Le 15 juillet 2005, l’Unesco inscrit vingt-trois beffrois du Nord-Pas-de-Calais au patrimoine mondial de l’humanité, classement qui s’affilie à l’inscription de trente-deux beffrois belges en 1999.
Symbole de l’émancipation communale, objet d’orgueil et de grandeur des cités, le beffroi demeure encore aujourd’hui un emblème de notre territoire, au point d’être choisi pour figurer sur le logo de notre région.

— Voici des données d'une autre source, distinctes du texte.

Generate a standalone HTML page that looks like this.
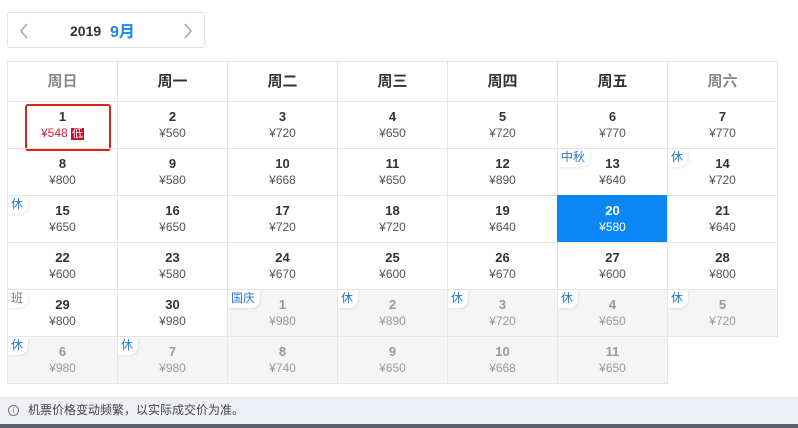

Vers l’autonomie communale
L’Europe occidentale médiévale s’organise autour du principe féodal. Les suzerains et grands seigneurs accordent, en échange de services, des domaines à leurs vassaux, qui eux-mêmes reproduisent ce schéma vers le bas. Les villes se développent souvent en marge de ce système pyramidal et, malgré la tutelle de seigneurs locaux, elles jouissent en réalité très tôt d’une certaine autonomie.
Néanmoins, les riches bourgades de l’ouest des anciens Pays-Bas (Nord-Pas-de-Calais, Somme, Flandre et Hainaut belges) souhaitent officialiser l’autonomie tacite dont elles jouissent. C’est pourquoi les bourgeois se rassemblent en communes pour faire entendre leur voix.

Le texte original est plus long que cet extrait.